Our daily lives, for the most part, are controlled by the habits that we have developed over our lifetime. Many times we don’t realize that the behaviors that we exhibit are habits, because they have become automatic and intentional. A lot of patterns that we have are unconscious actions that automate the more mundane tasks that we have throughout the day. Many of them start at the time that we wake up and continue until we finally fall asleep.
Research suggests that up to 40% of our daily routine is habitual. From brushing our teeth to the way, we make our coffee, from the routes that we take to and from work, to the way that we organize our desks. All of this has become an intentional, automatic function of our daily lives.
Habits are formed through learning. Often time, an action follows a cue. The alarm clock sounds, we hit snooze. We come home, put our things down, walk to the refrigerator for a bottle of water. We become rigid in this type of routine. When this rigidity is met with uncertainty, it creates a little chaos, so we make sure that this rigidity is always defined.

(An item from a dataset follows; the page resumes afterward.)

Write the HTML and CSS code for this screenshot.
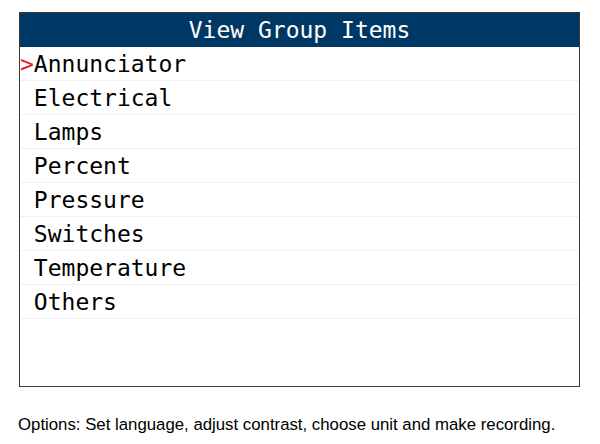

If going to the same store every morning means we get that particular bagel, then we do not need to worry about what we are going to eat for breakfast. If we go to that store enough to realize that the bagel is always there at 8:15 in the morning, then we train ourselves to be at that store at 8:15 in the morning.
This daily routine of going to the store over time becomes a habit. We know that we will get what we want when we want it, it becomes a process that has become automatic. A lot of times, habits form to reduce the number of decisions we need to make. According to Vincent Carlos, in an article titled, Why So Many Successful People Wear the Same Outfit Every Day,
“every decision you make uses up your mental energy. Just the simple act of thinking about whether you should choose A or B will tire you out and reduce your brainpower. This means that the more decisions you have to make throughout the day, the weaker your decision-making process will become.”
In this article, Carlos goes on to say that successful people like Steve Jobs, Mark Zuckerburg, and others have automated specific tasks throughout their days, to reduce the number of decisions that they need to make during the day. This behavior, although with a specific end-goal in mind, is a habit that was consciously developed.
Our habits define us. They control a large portion of our day.